If you are building a new home or replacing the air conditioner in your current home, you may be trying to choose between several different types of air conditioners. Each type of air conditioner is designed for a specific use case. Here is a comparison of four of the most common types of residential air conditioners to help you choose the best option for your home.
Window and Wall-Mounted Air Conditioners
The first two options that most people will consider for cooling single rooms, apartments, and very small homes are window air conditioners and wall-mounted air conditioners. Window air conditioners are the most common type of small air conditioner because they offer an excellent balance of affordability, efficiency, and easy installation.
Wall-mounted air conditioners are typically much more complicated to install than window units. You must avoid wiring and pipes in the wall where you are installing the unit, while also taking care not to damage any studs that could compromise the structural integrity of your home.
With the additional installation complications, wall-mounted air conditioners may not seem to have any advantages over window units. However, wall-mounted air conditioners are more energy-efficient than window air conditioners because there is a much tighter seal around their edges. You can also find wall-mounted air conditioners in larger sizes than windows units.
Portable Air Conditioners
Portable air conditioners are the simplest and most versatile air conditioners you can buy. Like window and wall units, they consist of a single box that houses all of the components of the air conditioner. However, they also have one or two hoses that run out of a nearby window to cycle hot air outside and return cool air to the room.
Because they are less efficient than window or wall air conditioners, portable units should be considered a last resort for whole-home cooling. However, they are a good option for cooling rooms where a window or wall unit cannot be installed. You can also move them from room to cool only the room you are occupying without spending energy to cool the rest of your home.
Central Air Conditioners
Central air conditioners are made up of two parts: indoor evaporator coils that are located above the furnace and an outdoor condenser unit. When you use your central air conditioner, cooled refrigerant is delivered through tubing from the outdoor condenser to the evaporator coils above your furnace. The blower motor in your furnace blows air across the coils and into your home's ductwork. This heats up the refrigerant in the evaporator coils, which is then cycled back to the condenser and re-cooled.
Central air conditioners are the most economical choice for larger homes with existing ductwork. Central air conditioners can last 15 to 20 years if they are properly maintained. They are also increasing in efficiency every year, with modern central air conditioners being 30 percent or more efficient than systems manufactured before 2006.

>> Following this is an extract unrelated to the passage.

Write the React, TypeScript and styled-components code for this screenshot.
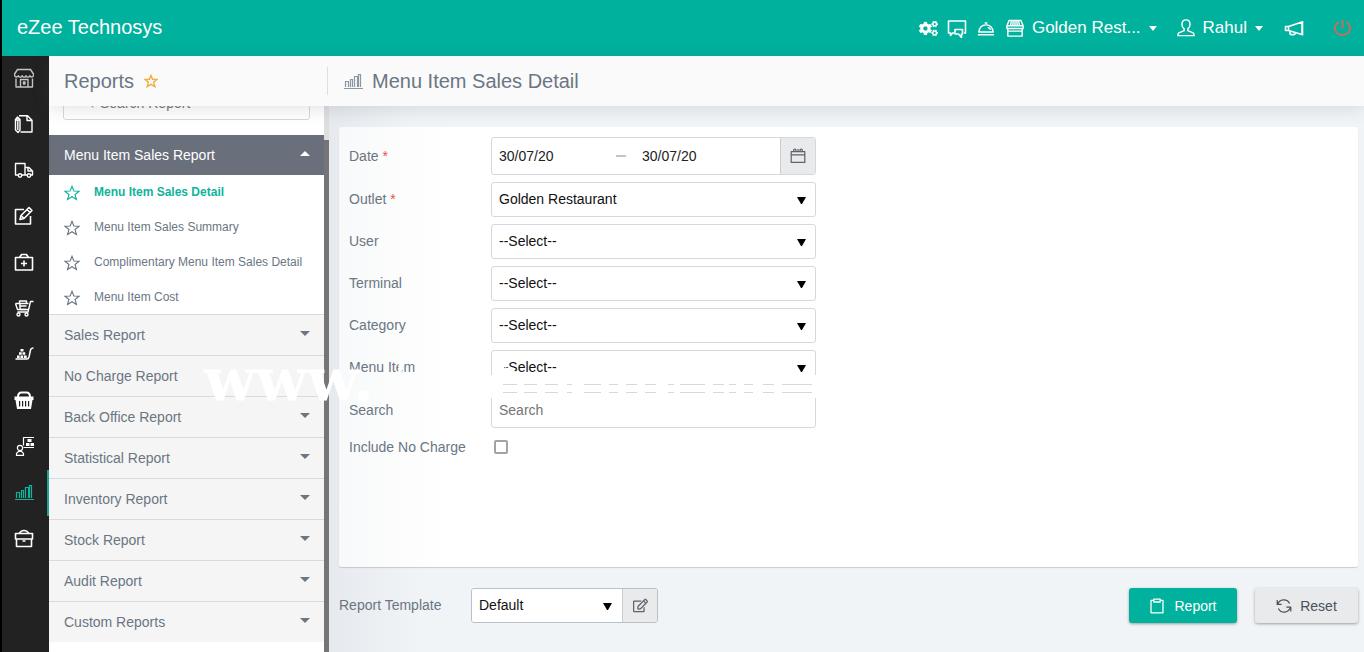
import React from "react";
import styled, { createGlobalStyle } from "styled-components";
import { FaCogs, FaRegEdit } from "react-icons/fa";

const GlobalStyle = createGlobalStyle`
  *, *::before, *::after { box-sizing: border-box; }
  body { margin: 0; background: #000; }
  body, button, input, select {
    font-family: "Liberation Sans", Arial, sans-serif;
    font-size: 14px;
  }
  ul { list-style: none; margin: 0; padding: 0; }
  h1, h2 { margin: 0; font-weight: 400; }
  svg { display: block; flex: none; }
  button { cursor: pointer; }
`;

const Shell = styled.div`
  position: relative;
  display: flex;
  flex-direction: column;
  height: 100vh;
  border-left: 2px solid #000;
  overflow: hidden;
`;

const Header = styled.header`
  display: flex;
  flex: none;
  align-items: center;
  justify-content: space-between;
  height: 56px;
  padding: 0 12px 0 15px;
  background: #00b19d;
  color: #fff;
`;

const Brand = styled.a`
  padding-bottom: 2px;
  color: #fff;
  font-size: 20px;
  text-decoration: none;
`;

const HeaderTools = styled.div`
  display: flex;
  align-items: center;
`;

const HeaderButton = styled.button<{ $gap?: number; $color?: string }>`
  display: flex;
  align-items: center;
  gap: 8px;
  height: 24px;
  margin: 0 0 0 ${(p) => p.$gap ?? 9}px;
  padding: 0;
  border: 0;
  background: none;
  color: ${(p) => p.$color ?? "#fff"};
  font-size: 17px;
`;

const Body = styled.div`
  display: flex;
  flex: 1;
  min-height: 0;
`;

const NavRail = styled.nav`
  flex: none;
  width: 47px;
  background: #222;
`;

const NavLink = styled.a<{ $active?: boolean }>`
  display: flex;
  align-items: center;
  justify-content: center;
  height: 46px;
  padding: 0 2px 2px 0;
  border-right: 2px solid ${(p) => (p.$active ? "#1aa693" : "transparent")};
  color: ${(p) => (p.$active ? "#10b39b" : "#fff")};
`;

const Content = styled.div`
  display: flex;
  flex: 1;
  flex-direction: column;
  min-width: 0;
`;

const TitleBar = styled.div`
  position: relative;
  z-index: 1;
  display: flex;
  flex: none;
  align-items: center;
  height: 50px;
  padding-left: 15px;
  background: #fafafa;
  color: #6b7683;
  box-shadow: 0 2px 18px rgba(60, 70, 80, 0.16);
`;

const SectionTitle = styled.div`
  display: flex;
  align-items: center;
  gap: 10px;
  width: 264px;
  height: 28px;
  border-right: 1px solid #dcdfe2;
`;

const PageTitle = styled.div`
  display: flex;
  align-items: center;
  gap: 9px;
  padding-left: 15px;
`;

const Title = styled.h1`
  font-size: 20px;
`;

const Panels = styled.div`
  display: flex;
  flex: 1;
  min-height: 0;
`;

const ReportPanel = styled.aside`
  flex: none;
  width: 275px;
  overflow: hidden;
  background: #fff;
`;

const ScrollTrack = styled.div`
  flex: none;
  width: 5px;
  padding-top: 34px;
  background: #dedede;
`;

const ScrollThumb = styled.div`
  height: 100%;
  background: #757575;
`;

const ReportSearch = styled.label`
  display: flex;
  align-items: center;
  gap: 6px;
  height: 36px;
  margin: -22px 14px 15px;
  padding: 2px 0 0 20px;
  border: 1px solid #d3d8dc;
  border-radius: 3px;
  color: #6b7683;
`;

const ReportSearchInput = styled.input`
  width: 180px;
  padding: 0;
  border: 0;
  outline: 0;
  color: #333;
  &::placeholder { color: #757575; opacity: 1; }
`;

const GroupButton = styled.button<{ $open?: boolean }>`
  display: flex;
  align-items: center;
  justify-content: space-between;
  width: 100%;
  height: ${(p) => (p.$open ? 40 : 41)}px;
  padding: 0 14px 0 15px;
  border: 0;
  border-top: ${(p) => (p.$open ? "0" : "1px solid #d5dbe0")};
  background: ${(p) => (p.$open ? "#696f7b" : "#f5f5f5")};
  color: ${(p) => (p.$open ? "#fff" : "#6b7683")};
  text-align: left;
`;

const SubList = styled.ul`
  margin-bottom: -1px;
`;

const SubLink = styled.a<{ $active?: boolean }>`
  display: flex;
  align-items: center;
  gap: 14px;
  height: 35px;
  padding-left: 15px;
  color: ${(p) => (p.$active ? "#10b39b" : "#6b7683")};
  font-size: 12px;
  font-weight: ${(p) => (p.$active ? 700 : 400)};
  line-height: 15px;
  text-decoration: none;
`;

const Main = styled.main`
  display: flex;
  flex: 1;
  flex-direction: column;
  min-width: 0;
  padding: 21px 6px 29px 10px;
  background: linear-gradient(90deg, #e6e9ed, #f0f4f7 90px);
`;

const Card = styled.form`
  display: grid;
  flex: 1;
  grid-template-columns: 142px minmax(0, 325px);
  align-content: start;
  align-items: center;
  row-gap: 7px;
  padding: 10px;
  border-radius: 3px;
  background: linear-gradient(90deg, #f8f9fa, #fff 110px);
  box-shadow: 0 1px 1px rgba(0, 0, 0, 0.16);
`;

const Label = styled.label`
  color: #6b7683;
  line-height: 17px;
`;

const Required = styled.span`
  color: #ef4e4e;
`;

const DateRange = styled.div`
  display: flex;
  align-items: center;
  height: 38px;
  border: 1px solid #d3d9dd;
  border-radius: 3px;
  background: #fff;
`;

const DateInput = styled.input<{ $width?: number }>`
  flex: ${(p) => (p.$width ? `0 1 ${p.$width}px` : "1")};
  min-width: 0;
  height: 34px;
  padding: 0 7px;
  border: 0;
  background: none;
  color: #222;
`;

const DateDash = styled.span`
  flex: none;
  width: 10px;
  height: 2px;
  margin: 0 9px 0 8px;
  background: #c4c4c4;
`;

const AddonButton = styled.button`
  display: flex;
  align-items: center;
  justify-content: center;
  align-self: stretch;
  width: 35px;
  padding: 0;
  border: 0;
  border-left: 1px solid #c9ced2;
  border-radius: 0 2px 2px 0;
  background: #e9eaec;
  color: #5b636d;
`;

const SelectWrap = styled.div`
  display: grid;
  flex: 1;
  align-items: center;
  > * { grid-area: 1 / 1; }
  > svg { justify-self: end; margin-right: 10px; pointer-events: none; }
`;

const Select = styled.select`
  appearance: none;
  width: 100%;
  height: 35px;
  padding: 0 7px 2px;
  border: 1px solid #d3d9dd;
  border-radius: 3px;
  background: #fff;
  color: #111;
`;

const TextInput = styled.input`
  width: 100%;
  height: 36px;
  padding: 0 7px;
  border: 1px solid #d3d9dd;
  border-radius: 3px;
  background: #fff;
  color: #111;
  &::placeholder { color: #757575; opacity: 1; }
`;

const CheckCell = styled.div`
  display: flex;
  align-items: center;
  height: 24px;
  padding-left: 3px;
`;

const Checkbox = styled.input`
  appearance: none;
  width: 14px;
  height: 14px;
  margin: 0;
  border: 2px solid #a3a3a3;
  border-radius: 2px;
  background: #fff;
  &:checked { background: #00b19d; }
`;

const Footer = styled.div`
  display: flex;
  align-items: center;
  flex: none;
  padding-top: 21px;
`;

const FooterLabel = styled(Label)`
  width: 132px;
`;

const TemplatePicker = styled.div`
  display: flex;
  width: 187px;
  height: 35px;
  border: 1px solid #b9c1c8;
  border-radius: 3px;
  background: #fff;
  ${Select} { height: 33px; border: 0; }
`;

const Actions = styled.div`
  display: flex;
  gap: 18px;
  margin-left: auto;
`;

const ActionButton = styled.button<{ $primary?: boolean }>`
  display: flex;
  align-items: center;
  justify-content: center;
  gap: ${(p) => (p.$primary ? 9 : 8)}px;
  width: ${(p) => (p.$primary ? 108 : 103)}px;
  height: 35px;
  padding: 0;
  border: 0;
  border-radius: 3px;
  background: ${(p) => (p.$primary ? "#00b19d" : "#e9eaec")};
  color: ${(p) => (p.$primary ? "#fff" : "#48505a")};
  box-shadow: 0 1px 3px rgba(0, 0, 0, 0.35);
`;

const Watermark = styled.div`
  position: absolute;
  z-index: 2;
  top: 348px;
  left: 202px;
  color: #fff;
  font-family: "DejaVu Serif", serif;
  font-size: 60px;
  font-weight: 700;
  line-height: 64px;
  pointer-events: none;
`;

const WornStrokes = styled.svg`
  position: absolute;
  top: 0;
  left: 184px;
`;

const Icon = ({
  size = 20,
  sw = 1.4,
  children,
}: {
  size?: number;
  sw?: number;
  children: React.ReactNode;
}) => (
  <svg
    width={size}
    height={size}
    viewBox="0 0 20 20"
    fill="none"
    stroke="currentColor"
    strokeWidth={sw}
    strokeLinejoin="round"
    aria-hidden="true"
  >
    {children}
  </svg>
);

const Caret = ({ up }: { up?: boolean }) => (
  <svg width="10" height="10" viewBox="0 0 10 10" fill="currentColor" aria-hidden="true">
    <path d={up ? "M0 6 5 1 10 6Z" : "M0 1H10L5 6Z"} />
  </svg>
);

const SmallCaret = () => (
  <svg width="8" height="5" viewBox="0 0 8 5" fill="currentColor" aria-hidden="true">
    <path d="M0 0H8L4 5Z" />
  </svg>
);

const SelectArrow = () => (
  <svg width="9" height="9" viewBox="0 0 9 9" fill="#000" aria-hidden="true">
    <path d="M0 2H9L5 9H4Z" />
  </svg>
);

const Star = ({ size = 16 }: { size?: number }) => (
  <Icon size={size}>
    <path strokeLinejoin="miter" d="M10 1.6 12.3 7.5 18.8 7.8 13.8 11.9 15.5 18.2 10 14.7 4.5 18.2 6.2 11.9 1.2 7.8 7.7 7.5Z" />
  </Icon>
);

const ChartIcon = ({ color }: { color?: string }) => (
  <svg width="20" height="20" viewBox="0 0 20 20" fill="none" stroke={color ?? "currentColor"} aria-hidden="true">
    <path d="M2.500 16v-5.500h3V16M7.500 16V8.500h2V16M11.500 16V5.500h3V16M15.500 16V3.500h2V16" strokeWidth="1.200" />
    <path d="M1 17.500h19" />
  </svg>
);

const navItems: { label: string; icon: React.ReactNode }[] = [
  {
    label: "Store",
    icon: (
      <Icon>
        <g stroke="#c4c4c4" strokeWidth="1.4">
          <path d="M3.500 1.500h13l3 4.500v1.700a2 2 0 0 1-3.700 0 2 2 0 0 1-3.800 0 2 2 0 0 1-3.800 0 2 2 0 0 1-3.900 0 2 2 0 0 1-3.700 0V6Z" />
          <path d="M2 10.500v8.500h16.500v-8.500M6.500 19v-7.500h7.500V19M9.500 14h1.500v2H9.500z" />
        </g>
      </Icon>
    ),
  },
  {
    label: "Orders",
    icon: (
      <Icon>
        <path d="M5 1.800h8.500l4.500 4.500V18H6.500M13 2v4.500h4.500M1.500 5.500 3.500 3l2.500 2.500v10.500L4 18.500l-2.500-2.500ZM1.500 6h4.500M3.800 6v10" />
      </Icon>
    ),
  },
  {
    label: "Delivery",
    icon: (
      <Icon>
        <path d="M4 15H1.500V3.500H11V15H8M11 7.500h4l3.500 3.500v4H17M11 15h2M14 7.500V11h4.500" />
        <circle cx="6" cy="15.500" r="1.700" />
        <circle cx="15" cy="15.500" r="1.700" />
      </Icon>
    ),
  },
  {
    label: "Edit",
    icon: (
      <Icon sw={1.6}>
        <path d="M10 3.500H1.500v14.500h15V10M6 13.500 7 9.500 15 1.500l3 3-8 8ZM13 3.500l3 3M7 9.500l3 3" />
      </Icon>
    ),
  },
  {
    label: "Purchases",
    icon: (
      <Icon sw={1.6}>
        <path d="M1.500 5.500h17v12.500h-17ZM5.500 5.500 7.500 2.500h5l2 3M10 8.500v6M7 11.500h6" />
      </Icon>
    ),
  },
  {
    label: "Cart",
    icon: (
      <Icon>
        <path d="M19.500 3.500h-3L14 14H3.500M1.500 5.500h13M1.500 5.500l2 6H14M5.500 5.500V3h7v2.500M5.500 8h7" />
        <path d="M6 5.500v6h6" />
        <circle cx="4.500" cy="16.500" r="1.500" />
        <circle cx="12.500" cy="16.500" r="1.500" />
      </Icon>
    ),
  },
  {
    label: "Stock",
    icon: (
      <Icon>
        <path strokeWidth="1.500" d="M1.500 15h11.500q1.500 0 2-2l1.500-7q.5-2 3-2" />
        <path fill="currentColor" stroke="none" d="M6.500 5h3v2.500h-3zM5 8.300h2.700v2.500H5zM8.500 8.300h2.700v2.500H8.500zM3 11.600h2.700V14H3zM6.500 11.600h2.700V14H6.500zM10 11.600h2.700V14H10z" />
      </Icon>
    ),
  },
  {
    label: "Basket",
    icon: (
      <Icon>
        <path strokeWidth="2" d="M4 7q0-4.500 3.500-4.500h5Q16 2.500 16 7" />
        <path fill="currentColor" stroke="none" fillRule="evenodd" d="M.500 6.500h19V10h-1l-1.500 9H3L1.500 10h-1ZM5 11v5.500h1.200v-5.500Zm3 0v5.500h1.200v-5.500Zm3 0v5.500h1.200v-5.500Zm3 0v5.500h1.200v-5.500Z" />
      </Icon>
    ),
  },
  {
    label: "Suppliers",
    icon: (
      <Icon sw={1.2}>
        <circle cx="6" cy="12" r="2.600" />
        <path d="M2.500 19.400v-2l2-1.900h3l2 1.900v2ZM9.500 9.500V1.500H20M9.500 11.500H20" />
        <path fill="currentColor" stroke="none" d="M13.500 3h4v3h-4zM12 7h3.500v3h-3.500zM16.500 7H20v3h-3.500z" />
      </Icon>
    ),
  },
  { label: "Reports", icon: <ChartIcon /> },
  {
    label: "Back office",
    icon: (
      <Icon sw={1.6}>
        <path d="M1.500 5.500h17v5.500h-17ZM2.500 11v7.500h15V11M5.500 5.500q1-3 4.500-3t4.500 3M8.500 13h3" />
      </Icon>
    ),
  },
];

const subReports = [
  "Menu Item Sales Detail",
  "Menu Item Sales Summary",
  "Complimentary Menu Item Sales Detail",
  "Menu Item Cost",
];

const groups: { name: string; caret: boolean }[] = [
  { name: "Sales Report", caret: true },
  { name: "No Charge Report", caret: false },
  { name: "Back Office Report", caret: true },
  { name: "Statistical Report", caret: true },
  { name: "Inventory Report", caret: true },
  { name: "Stock Report", caret: true },
  { name: "Audit Report", caret: true },
  { name: "Custom Reports", caret: true },
];

const selects = [
  { id: "outlet", label: "Outlet", value: "Golden Restaurant", required: true },
  { id: "user", label: "User", value: "--Select--" },
  { id: "terminal", label: "Terminal", value: "--Select--" },
  { id: "category", label: "Category", value: "--Select--" },
  { id: "menu-item", label: "Menu Item", value: "--Select--" },
];

// Horizontal extents of the faded watermark strokes: [x, width].
const strokes = [
  [101, 14], [129, 7], [149, 8], [170, 9], [184, 12], [213, 8], [230, 8], [249, 8],
  [268, 12], [286, 6], [317, 8], [336, 5], [348, 8], [365, 10], [386, 8], [424, 6],
];

export default function App() {
  return (
    <Shell>
      <GlobalStyle />
      <Header>
        <Brand href="#">eZee Technosys</Brand>
        <HeaderTools>
          <HeaderButton aria-label="Settings"><FaCogs size={19} /></HeaderButton>
          <HeaderButton aria-label="Messages">
            <Icon sw={1.6}>
              <path d="M7 15H5.500L3.500 17.500V15h-2V3h17v12H17" />
              <path d="M8 11.500h7.500v4.500H14.500v3.500l-3-3.500H8Z" />
            </Icon>
          </HeaderButton>
          <HeaderButton $gap={10} aria-label="Service">
            <Icon size={18} sw={1.6}>
              <path d="M1 17.500h18M2 14.500q1-8 8-8t8 8ZM8.500 4.500h3M12 9.500q2.500.5 3 2.500" />
            </Icon>
          </HeaderButton>
          <HeaderButton $gap={11}>
            <Icon size={18} sw={1.6}>
              <path d="M3.500 1.500h13l2.500 6H1ZM2 10.500h16V19H2ZM2 13.500h16M6 1.500 5 7.500M10 1.500v6M14 1.500l1 6M8 1.500 7.500 7.500M12 1.500l.5 6M1 7.500v3h18v-3" />
            </Icon>
            Golden Rest...
            <SmallCaret />
          </HeaderButton>
          <HeaderButton $gap={20}>
            <Icon size={18} sw={1.6}>
              <path d="M10 1q4.500 0 4.500 5 0 3-2.500 5v2l6 2.500q1 .5 1 3H1q0-2.500 1-3L8 13v-2Q5.500 9 5.500 6q0-5 4.500-5Z" />
            </Icon>
            Rahul
            <SmallCaret />
          </HeaderButton>
          <HeaderButton $gap={21} aria-label="Announcements">
            <Icon sw={1.6}>
              <path d="M1.500 8.500v4h3L18 16.500V4L4.500 8.500ZM4.500 8.500v4M6 13.500v2.500q2.500 1.500 5 0v-1.500M18.500 3v14.500" />
            </Icon>
          </HeaderButton>
          <HeaderButton $gap={29} $color="#c26f62" aria-label="Log out">
            <Icon size={19} sw={2.2}>
              <path d="M10 1v9M6 3a8 7.500 0 1 0 8 0" />
            </Icon>
          </HeaderButton>
        </HeaderTools>
      </Header>

      <Body>
        <NavRail>
          {navItems.map((item) => (
            <NavLink key={item.label} href="#" aria-label={item.label} $active={item.label === "Reports"}>
              {item.icon}
            </NavLink>
          ))}
        </NavRail>

        <Content>
          <TitleBar>
            <SectionTitle>
              <Title as="h2">Reports</Title>
              <svg width="14" height="14" viewBox="0 0 20 20" fill="none" stroke="#f2ac3c" strokeWidth="2" aria-hidden="true">
                <path d="M10 2 12.300 7.500 18.500 7.800 13.800 11.900 15.500 18 10 14.700 4.500 18 6.200 11.900 1.500 7.800 7.700 7.500Z" />
              </svg>
            </SectionTitle>
            <PageTitle>
              <ChartIcon color="#8d96a1" />
              <Title>Menu Item Sales Detail</Title>
            </PageTitle>
          </TitleBar>

          <Panels>
            <ReportPanel>
              <ReportSearch>
                <Icon size={10} sw={2}>
                  <circle cx="8" cy="8" r="6" />
                  <path d="M12 12l6 7" />
                </Icon>
                <ReportSearchInput placeholder="Search Report" aria-label="Search Report" />
              </ReportSearch>
              <GroupButton $open>
                Menu Item Sales Report
                <Caret up />
              </GroupButton>
              <SubList>
                {subReports.map((name, i) => (
                  <li key={name}>
                    <SubLink href="#" $active={i === 0}>
                      <Star />
                      {name}
                    </SubLink>
                  </li>
                ))}
              </SubList>
              {groups.map((g) => (
                <GroupButton key={g.name}>
                  {g.name}
                  {g.caret && <Caret />}
                </GroupButton>
              ))}
            </ReportPanel>
            <ScrollTrack>
              <ScrollThumb />
            </ScrollTrack>

            <Main>
              <Card>
                <Label htmlFor="date-from">Date <Required>*</Required></Label>
                <DateRange>
                  <DateInput id="date-from" $width={116} defaultValue="30/07/20" />
                  <DateDash />
                  <DateInput aria-label="Date to" defaultValue="30/07/20" />
                  <AddonButton type="button" aria-label="Open calendar">
                    <Icon size={16} sw={1.5}>
                      <path d="M1.500 4.500h17V18h-17ZM1.500 8.500h17" />
                      <circle cx="6" cy="3" r="1.500" />
                      <circle cx="14" cy="3" r="1.500" />
                      <path d="M8.500 2.500h3" />
                    </Icon>
                  </AddonButton>
                </DateRange>

                {selects.map((s) => (
                  <React.Fragment key={s.id}>
                    <Label htmlFor={s.id}>
                      {s.label} {s.required && <Required>*</Required>}
                    </Label>
                    <SelectWrap>
                      <Select id={s.id}>
                        <option>{s.value}</option>
                      </Select>
                      <SelectArrow />
                    </SelectWrap>
                  </React.Fragment>
                ))}

                <Label htmlFor="search">Search</Label>
                <TextInput id="search" placeholder="Search" />

                <Label htmlFor="no-charge">Include No Charge</Label>
                <CheckCell>
                  <Checkbox id="no-charge" type="checkbox" />
                </CheckCell>
              </Card>

              <Footer>
                <FooterLabel htmlFor="template">Report Template</FooterLabel>
                <TemplatePicker>
                  <SelectWrap>
                    <Select id="template">
                      <option>Default</option>
                    </Select>
                    <SelectArrow />
                  </SelectWrap>
                  <AddonButton type="button" aria-label="Edit template">
                    <FaRegEdit size={15} />
                  </AddonButton>
                </TemplatePicker>
                <Actions>
                  <ActionButton $primary>
                    <Icon size={16} sw={1.6}>
                      <path d="M6 3H2.500v15.500h15V3H14M6 1.500h8v3.500H6Z" />
                    </Icon>
                    Report
                  </ActionButton>
                  <ActionButton>
                    <Icon size={16} sw={1.5}>
                      <path d="M1.500 2.500V8H7M2 8a8 8 0 0 1 15-1M18.500 17v-5.500H13M18 11.500a8 8 0 0 1-15 1.500" />
                    </Icon>
                    Reset
                  </ActionButton>
                </Actions>
              </Footer>
            </Main>
          </Panels>
        </Content>
      </Body>

      <Watermark aria-hidden="true">
        www.
        <WornStrokes width="430" height="64" viewBox="0 0 430 64" fill="#fff">
          {strokes.map(([x, w]) => (
            <rect key={x} x={x} y="27" width={w} height="23" />
          ))}
          <path d="M11 12h7l-6 15H10ZM109 14h7v9h-7ZM117 19l12 5h12v3h-24Z" />
        </WornStrokes>
      </Watermark>
    </Shell>
  );
}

Mini-Split Ductless Air Conditioners
Like central air conditioners, mini-split ductless air conditioners consist of an outdoor condenser and indoor air handlers and evaporator coils. However, ductless systems may have multiple indoor units with one installed in each room that needs to be cooled. Hoses are run directly from each indoor unit to the outdoor condenser, meaning that these systems can be installed in homes without existing ductwork.
Ductless air conditioners are highly efficient because each indoor unit can be turned on or off individually, allowing you to cool your entire home, a few rooms, or only the room you are currently in.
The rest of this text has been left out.